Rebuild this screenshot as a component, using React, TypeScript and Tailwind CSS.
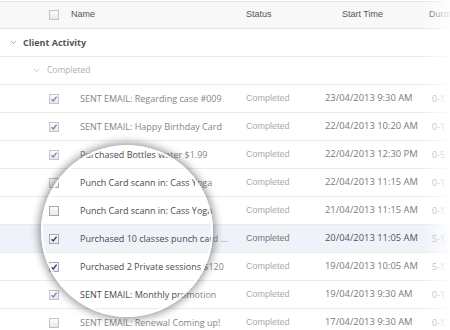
import React from 'react';
import { ChevronDown } from 'lucide-react';

interface Activity {
  name: string;
  checked: boolean;
  start: string;
  duration: string;
  active?: boolean;
}

const rows: Activity[] = [
  { name: 'SENT EMAIL: Regarding case #009', checked: true, start: '23/04/2013 9:30 AM', duration: '0-1' },
  { name: 'SENT EMAIL: Happy Birthday Card', checked: true, start: '22/04/2013 10:20 AM', duration: '0-1' },
  { name: 'Purchased Bottles water $1.99', checked: true, start: '22/04/2013 12:30 PM', duration: '0-5' },
  { name: 'Punch Card scann in: Cass Yoga', checked: false, start: '22/04/2013 11:15 AM', duration: '0-1' },
  { name: 'Punch Card scann in: Cass Yoga', checked: false, start: '21/04/2013 11:15 AM', duration: '0-1' },
  { name: 'Purchased 10 classes punch card ...', checked: true, start: '20/04/2013 11:05 AM', duration: '5-1', active: true },
  { name: 'Purchased 2 Private sessions $120', checked: true, start: '19/04/2013 10:05 AM', duration: '5-1' },
  { name: 'SENT EMAIL: Monthly promotion', checked: true, start: '19/04/2013 9:30 AM', duration: '0-1' },
  { name: 'SENT EMAIL: Renewal Coming up!', checked: false, start: '17/04/2013 9:30 AM', duration: '0-1' },
];

const open = "font-['Open_Sans',sans-serif]";
const arial = "font-['Liberation_Sans',Arial,sans-serif]";

function Checkbox({ checked, lens }: { checked: boolean; lens?: boolean }) {
  return (
    <svg width="10" height="10" viewBox="0 0 10 10" className="shrink-0">
      <defs>
        <linearGradient id="cb" x1="0" y1="0" x2="0" y2="1">
          <stop offset="0" stopColor="#ffffff" />
          <stop offset="1" stopColor="#e6e6e6" />
        </linearGradient>
      </defs>
      <rect x="0.5" y="0.5" width="9" height="9" fill="url(#cb)" stroke={lens ? '#a8a8a8' : '#c4c4c4'} />
      {checked && (
        <path
          d="M2.6 5.2 L4.3 7 L7.6 2.6"
          fill="none"
          stroke={lens ? '#2b3c8f' : '#7886bf'}
          strokeWidth="1.4"
        />
      )}
    </svg>
  );
}

function Table({ lens = false }: { lens?: boolean }) {
  return (
    <div className="w-[450px] bg-white">
      {/* Header */}
      <div className="pt-px">
        <div className={`h-[28px] flex items-center border-y border-[#e4e4e4] bg-[#f8f8f8] pl-[49px] text-[9px] text-[#555] whitespace-nowrap ${arial}`}>
          <Checkbox checked={false} lens={lens} />
          <span className="ml-[12px] w-[175px] shrink-0">Name</span>
          <span className="w-[96px] shrink-0">Status</span>
          <span className="w-[87px] shrink-0">Start Time</span>
          <span className="shrink-0">Duration</span>
        </div>
      </div>

      {/* Group */}
      <div className={`h-[28px] flex items-center border-b border-[#ebebeb] pl-[9px] ${open}`}>
        <ChevronDown size={9} strokeWidth={2} className="text-[#888]" />
        <span className="ml-[5px] text-[9px] font-bold text-[#555]">Client Activity</span>
      </div>
      <div className={`h-[28px] flex items-center border-b border-[#ebebeb] pl-[32px] ${open}`}>
        <ChevronDown size={9} strokeWidth={2} className="text-[#b0b0b0]" />
        <span className="ml-[6px] text-[8.5px] text-[#b0b0b0]">Completed</span>
      </div>

      {rows.map((row, i) => (
        <div
          key={i}
          className={`h-[28px] flex items-center border-b border-[#ebebeb] pl-[49px] whitespace-nowrap ${row.active ? 'bg-[#eef3f9]' : ''}`}
        >
          <Checkbox checked={row.checked} lens={lens} />
          <span
            className={`ml-[21px] w-[166px] shrink-0 overflow-hidden text-[9px] ${open} ${lens ? 'text-[#4a4a4a]' : 'text-[#858585]'}`}
          >
            {row.name}
          </span>
          <span className={`w-[79px] shrink-0 text-[9px] ${arial} ${row.active || lens ? 'text-[#777]' : 'text-[#ababab]'}`}>Completed</span>
          <span className={`w-[107px] shrink-0 text-[9.4px] ${open} ${row.active ? 'text-[#555]' : 'text-[#7a7a7a]'}`}>{row.start}</span>
          <span className={`shrink-0 text-[9px] ${open} text-[#999]`}>{row.duration}</span>
        </div>
      ))}
    </div>
  );
}

export default function App() {
  return (
    <div className="relative w-[450px] h-[330px] overflow-hidden bg-white">
      <Table />

      <div className="absolute inset-0 pointer-events-none [clip-path:circle(86px_at_127px_231px)]">
        <Table lens />
      </div>

      {/* Lens rim */}
      <div className="absolute left-[41px] top-[145px] w-[172px] h-[172px] rounded-full pointer-events-none border-2 border-white/90 shadow-[0_0_8px_2px_rgba(0,0,0,0.42)]" />

      {/* Right fade */}
      <div className="absolute right-0 top-0 h-full w-[28px] pointer-events-none bg-linear-to-r from-white/0 to-white/90" />
    </div>
  );
}
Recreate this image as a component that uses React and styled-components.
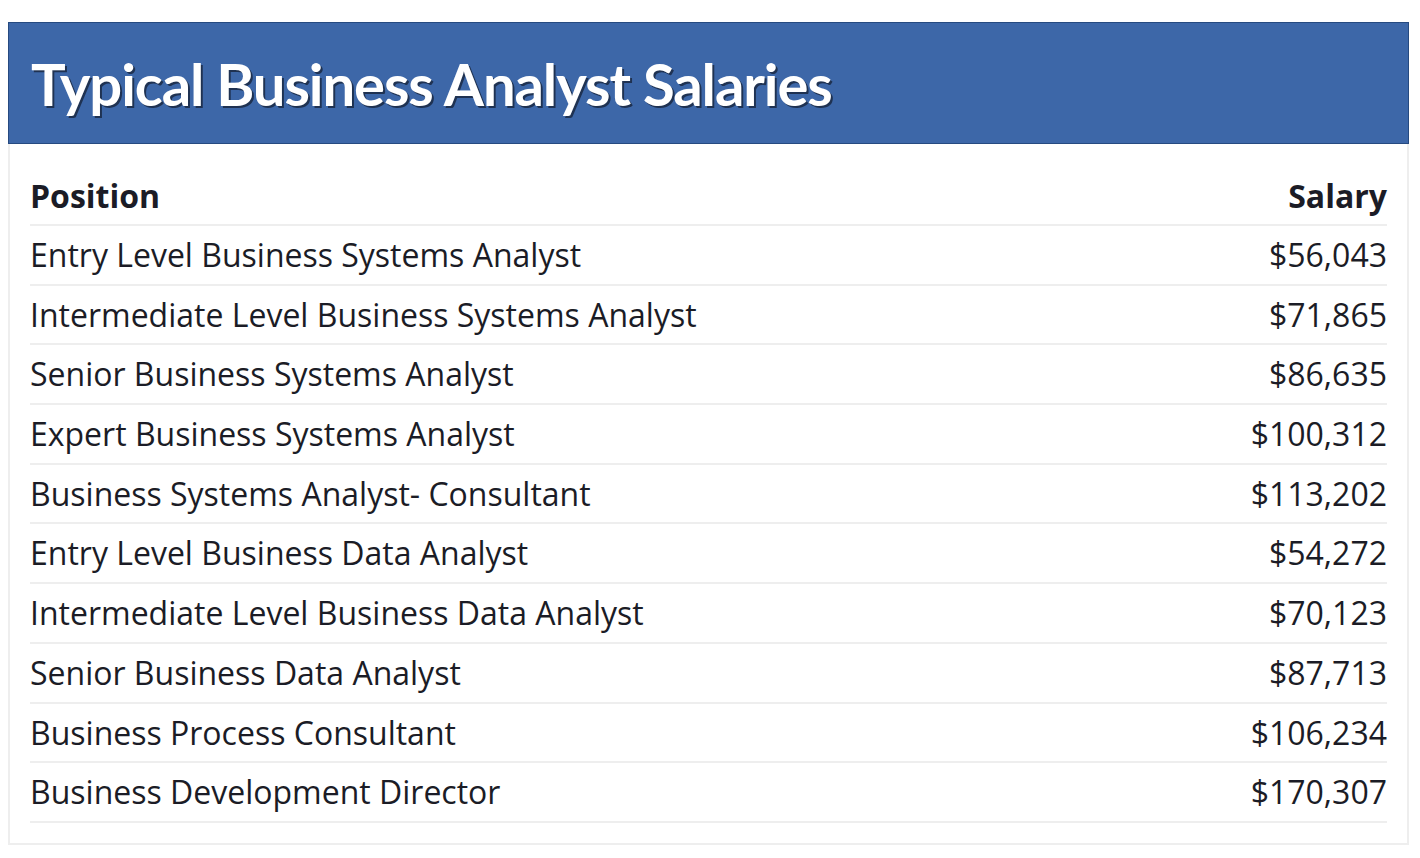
import React from 'react';
import styled, { createGlobalStyle } from 'styled-components';

const GlobalStyle = createGlobalStyle`
  html, body { margin: 0; padding: 0; background: #fff; }
  body { padding: 22px 11px 0 8px; font-family: "Open Sans", "Liberation Sans", sans-serif; }
`;

const Header = styled.div`
  background: #3d67a8;
  border: 1px solid #264a80;
  height: 120px;
  display: flex;
  align-items: center;
  padding: 0 22px;
`;

const Title = styled.h1`
  margin: 0;
  color: #fff;
  font-family: Lato, "Noto Sans", sans-serif;
  font-weight: 700;
  font-size: 58px;
  letter-spacing: -1.1px;
  text-shadow: 2px 2px 0 #1f3252;
`;

const Panel = styled.div`
  border: 2px solid #eeeeee;
  border-top: none;
  padding: 26px 20px 20px 20px;
`;

const Table = styled.table`
  width: 100%;
  border-collapse: collapse;
  color: #1b1c26;
  font-size: 32px;
`;

const Cell = styled.td`
  text-align: ${p => (p.$right ? 'right' : 'left')};
  border-bottom: 2px solid #eeeeee;
  padding: 7px 0 6.7px 0;
  line-height: 44px;
  font-weight: 400;
`;

const HeadCell = styled(Cell).attrs({ as: 'th' })`
  font-weight: 700;
  padding-top: 4px;
  padding-bottom: 6px;
`;

const rows = [
  ['Entry Level Business Systems Analyst', '$56,043'],
  ['Intermediate Level Business Systems Analyst', '$71,865'],
  ['Senior Business Systems Analyst', '$86,635'],
  ['Expert Business Systems Analyst', '$100,312'],
  ['Business Systems Analyst- Consultant', '$113,202'],
  ['Entry Level Business Data Analyst', '$54,272'],
  ['Intermediate Level Business Data Analyst', '$70,123'],
  ['Senior Business Data Analyst', '$87,713'],
  ['Business Process Consultant', '$106,234'],
  ['Business Development Director', '$170,307'],
];

export default function App() {
  return (
    <>
      <GlobalStyle />
      <Header>
        <Title>Typical Business Analyst Salaries</Title>
      </Header>
      <Panel>
        <Table>
          <thead>
            <tr>
              <HeadCell>Position</HeadCell>
              <HeadCell $right>Salary</HeadCell>
            </tr>
          </thead>
          <tbody>
            {rows.map(([pos, sal]) => (
              <tr key={pos}>
                <Cell>{pos}</Cell>
                <Cell $right>{sal}</Cell>
              </tr>
            ))}
          </tbody>
        </Table>
      </Panel>
    </>
  );
}
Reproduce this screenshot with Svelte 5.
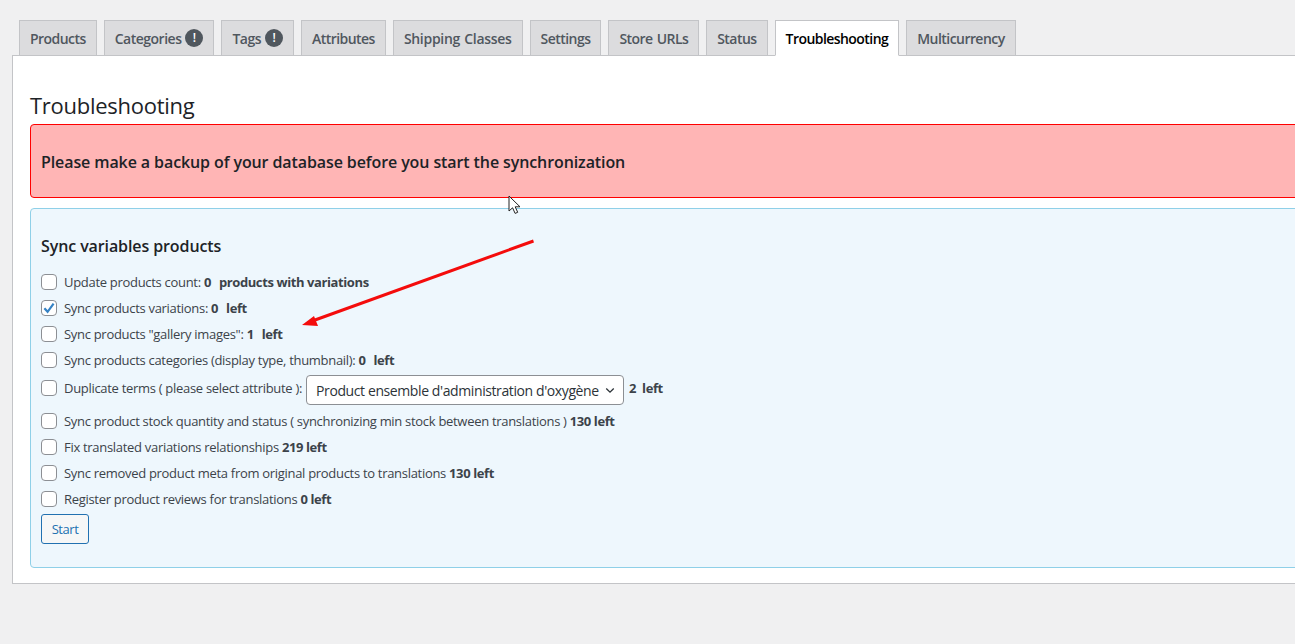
<script lang="ts">
    const tabs = [
        { label: "Products" },
        { label: "Categories", alert: true },
        { label: "Tags", alert: true },
        { label: "Attributes" },
        { label: "Shipping Classes", loose: true },
        { label: "Settings" },
        { label: "Store URLs" },
        { label: "Status" },
        { label: "Troubleshooting", active: true },
        { label: "Multicurrency" },
    ];

    const before = [
        { text: "Update products count:", count: "0", tail: "products with variations", wide: true },
        { text: "Sync products variations:", count: "0", tail: "left", wide: true, checked: true },
        { text: 'Sync products "gallery images":', count: "1", tail: "left", wide: true },
        { text: "Sync products categories (display type, thumbnail):", count: "0", tail: "left", wide: true },
    ];

    const after = [
        { text: "Sync product stock quantity and status ( synchronizing min stock between translations )", count: "130", tail: "left" },
        { text: "Fix translated variations relationships", count: "219", tail: "left" },
        { text: "Sync removed product meta from original products to translations", count: "130", tail: "left" },
        { text: "Register product reviews for translations", count: "0", tail: "left" },
    ];
</script>

{#snippet row(item)}
    <label class="row">
        <span class="check">
            {#if item.checked}
                <svg viewBox="0 0 14 14" width="14" height="14">
                    <path d="M2.4 7.2 5.6 10.8 11.6 2.6" fill="none" stroke="#3582c4" stroke-width="2.2" />
                </svg>
            {/if}
        </span>
        <span>{item.text} <b><span class:spaced={item.wide}>{item.count}</span>{#if item.wide}&nbsp;{/if} {item.tail}</b></span>
    </label>
{/snippet}

<div class="page">
    <nav class="tabs">
        {#each tabs as tab}
            <span class="tab" class:active={tab.active} class:loose={tab.loose} class:has-alert={tab.alert}>
                {tab.label}
                {#if tab.alert}<i class="alert">!</i>{/if}
            </span>
        {/each}
    </nav>

    <main class="panel">
        <h2>Troubleshooting</h2>
        <div class="warning">Please make a backup of your database before you start the synchronization</div>

        <section class="box">
            <h3>Sync variables products</h3>
            {#each before as item}
                {@render row(item)}
            {/each}
            <label class="row select-row">
                <span class="check"></span>
                <span>Duplicate terms ( please select attribute ):</span>
                <span class="select">
                    Product ensemble d'administration d'oxygène
                    <svg viewBox="0 0 12 8" width="10" height="7">
                        <path d="M1.5 1.5 6 6l4.5-4.5" fill="none" stroke="#2c3338" stroke-width="1.6" />
                    </svg>
                </span>
                <b>2&nbsp; left</b>
            </label>
            {#each after as item}
                {@render row(item)}
            {/each}
            <button class="start">Start</button>
        </section>
    </main>

    <svg class="arrow" width="240" height="90" viewBox="0 0 240 90">
        <path d="M233.5 2 15 81" stroke="#f40c0c" stroke-width="3" fill="none" />
        <path d="M2 86 14 77 18 87Z" fill="#f40c0c" />
    </svg>

    <svg class="cursor" width="14" height="20" viewBox="0 0 14 20">
        <path d="M1 1v15l3.6-3.2 2.5 5.6 2.6-1.1-2.5-5.5h4.8Z" fill="#fff" stroke="#222" stroke-width="1" />
    </svg>
</div>

<style>
    :global(body) {
        background: #f0f0f1;
    }
    .page {
        position: relative;
        width: 1295px;
        height: 644px;
        overflow: hidden;
        padding: 20px 0 0 12px;
        box-sizing: border-box;
        font-family: "Open Sans", "Noto Sans", sans-serif;
        font-size: 13px;
        color: #3c434a;
    }
    .tabs {
        display: flex;
        gap: 7px;
        padding-left: 7px;
        height: 36px;
        box-sizing: border-box;
        position: relative;
        z-index: 1;
    }
    .tab {
        display: flex;
        align-items: center;
        gap: 4px;
        height: 36px;
        box-sizing: border-box;
        padding: 0 10px;
        border: 1px solid #c3c4c7;
        background: #dcdcde;
        color: #50575e;
        font-size: 14px;
        font-weight: 600;
        letter-spacing: -0.55px;
        word-spacing: 1px;
    }
    .tab.loose {
        letter-spacing: -0.3px;
    }
    .tab.has-alert {
        letter-spacing: -0.5px;
    }
    .tab.active {
        background: #fff;
        color: #000;
        border-bottom-color: #fff;
    }
    .alert {
        display: block;
        width: 18px;
        height: 18px;
        border-radius: 50%;
        background: #50575e;
        color: #fff;
        font-style: normal;
        font-size: 12px;
        line-height: 18px;
        text-align: center;
        letter-spacing: 0;
    }
    .panel {
        width: 1320px;
        height: 529px;
        margin-top: -1px;
        box-sizing: border-box;
        background: #fff;
        border: 1px solid #c3c4c7;
        padding: 0 17px;
    }
    h2 {
        margin: 34px 0 0;
        height: 34px;
        font-size: 22px;
        line-height: 30px;
        font-weight: 400;
        color: #1d2327;
        letter-spacing: -0.27px;
    }
    .warning {
        height: 74px;
        box-sizing: border-box;
        padding: 1px 10px 0;
        display: flex;
        align-items: center;
        background: #ffb5b5;
        border: 1px solid #f00;
        border-radius: 4px;
        font-size: 16px;
        font-weight: 600;
        color: #1d2327;
        letter-spacing: -0.1px;
    }
    .box {
        height: 360px;
        margin-top: 10px;
        box-sizing: border-box;
        background: #eef7fd;
        border: 1px solid #8fd0e8;
        border-radius: 4px;
        padding: 26px 10px 0;
    }
    h3 {
        margin: 0 0 12px;
        font-size: 16px;
        line-height: 22px;
        font-weight: 600;
        color: #1d2327;
        letter-spacing: -0.1px;
    }
    .row {
        display: flex;
        align-items: center;
        gap: 7px;
        height: 26px;
        box-sizing: border-box;
        font-size: 13px;
        letter-spacing: -0.3px;
    }
    .row b {
        font-weight: 700;
        white-space: pre;
        letter-spacing: -0.4px;
    }
    .spaced {
        padding-right: 2px;
    }
    .select-row {
        height: 35px;
        padding-bottom: 5px;
        gap: 4px;
    }
    .select-row b {
        margin-left: 1px;
    }
    .select-row .check {
        margin-right: 3px;
    }
    .check {
        width: 16px;
        height: 16px;
        flex: none;
        box-sizing: border-box;
        border: 1px solid #8c8f94;
        border-radius: 4px;
        background: #fff;
        display: block;
    }
    .check svg {
        display: block;
    }
    .select {
        width: 318px;
        height: 30px;
        box-sizing: border-box;
        align-self: flex-start;
        margin-top: 2px;
        display: flex;
        align-items: center;
        justify-content: space-between;
        padding: 0 8px 0 9px;
        background: #fff;
        border: 1px solid #8c8f94;
        border-radius: 4px;
        font-size: 14px;
        color: #2c3338;
        letter-spacing: -0.4px;
        white-space: nowrap;
    }
    .start {
        display: block;
        width: 48px;
        height: 30px;
        margin-top: 2px;
        padding: 0;
        background: #f6f7f7;
        border: 1px solid #2271b1;
        border-radius: 3px;
        color: #2271b1;
        font: inherit;
        letter-spacing: -0.45px;
    }
    .arrow {
        position: absolute;
        left: 300px;
        top: 239px;
    }
    .cursor {
        position: absolute;
        left: 508px;
        top: 195px;
    }
</style>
☆ ☆ ☆
Required task
Which lines hold the word "screenshot"? Copy all of them.

Result of the exercise
Rebuild this screenshot as a component, using React, TypeScript and Tailwind CSS.
Reproduce this screenshot with Svelte 5.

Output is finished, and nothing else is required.